With my superabundance of mental and physical energies, I was ever a distraction in class. Mrs. Sanders even labelled me "obnoxious" on my report card. But I think she liked me, often getting to eyeball distance with me and talking me down to a dull roar.

The project kids here weren't marked by their appearance. I came across another 55 year old class photo from another school in the district, Normandy Park E.S. It was a ritzier neighborhood that we aspired to. All private houses, big yards and with an exclusive community center right on the Puget Sound beach. But the kids clothes and hairstyles were indistinguishable from ours. I initially thought some of the kids had transferred from my own class.

Monday, December 18, 2006

Welcome Old Neighbor or Classmate!!

I have created this blog to connect with former residents of White Center Heights, the old public housing project just south of Seattle. Also, former attendees of the WCH Elementary School are most welcome as are others who are interested in this special little place created at the beginning of WWII and now, sadly, is just a memory.

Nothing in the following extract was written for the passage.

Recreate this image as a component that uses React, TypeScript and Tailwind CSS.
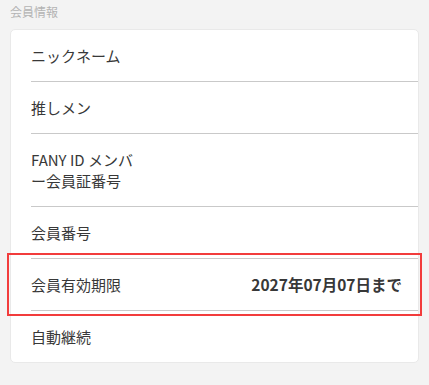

The old wooden school was demolished in 1973 and most of the houses have been leveled or drastically remodelled and renamed as "Park Lake Homes II". My family was one of the "pioneers" of the project, moving in 1943 before the school was even built. My older sister, brother and younger sister all attended WCHES. We finally moved out in 1956 after I had completed the 8th grade at Evergreen (then Jr.) H.S.